More Butch Jones. Tennessee just got a commit from Trey Smith. Depending on who you listen to Smith is the top OL and possibly the top player in the country. Tennessee's sales pitch?

wut

As Get The Picture points out, their real sales pitch was "we will give your sister money to be executive assistant to the head coach." At least Michigan hires actual football coaches.

Also knives out for someone you may know. Also in bad-idea coordinator hires:

I confess that I thought hiring Brady Hoke might not have been the worst idea in the world—look at his track record with under-recruited Michigan DL. It turned out to be... unhelpful. At least. It's possible that he took over a unit so far away from competence that he was doomed either way; it is extremely unlikely anyone will take that chance. Tell you what, though, whoever hires him as a DL coach is not wrong.

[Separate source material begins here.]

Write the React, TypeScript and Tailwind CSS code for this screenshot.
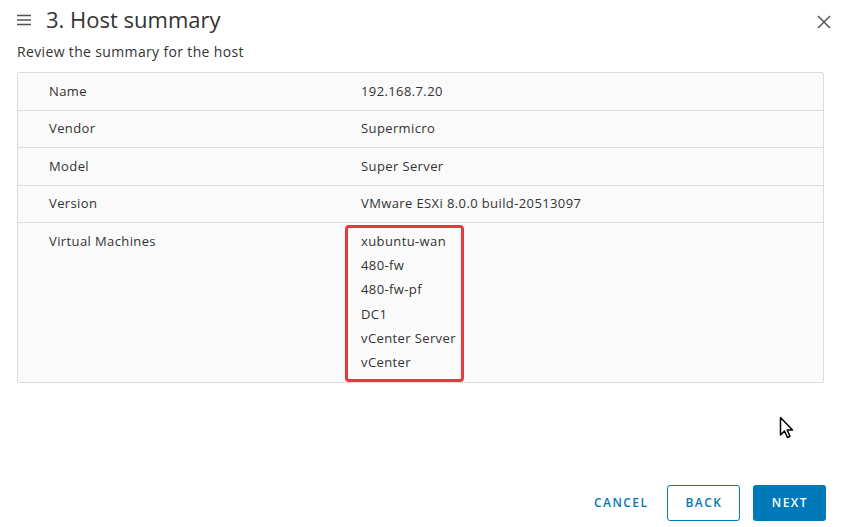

The Counterfactual. The #1 alternate universe of the past ten years in college football: what if RichRod takes the Alabama job? Nick Saban goes... somewhere. Michigan hires... somebody. He probably still fails extensively. John Talty looks back at one of the most fascinating coaching searches in CFB history.

Etc.: Excellent scouting report on Will Lockwood, one of the bright spots on the hockey team. A major reason Willie Taggart got the Oregon job: Jim Harbaugh. Lane Kiffin still the frontrunner for the Houston job. Me, I'd just hire their DC. Assistant salaries skyrocket, they have the money to pay players, etc.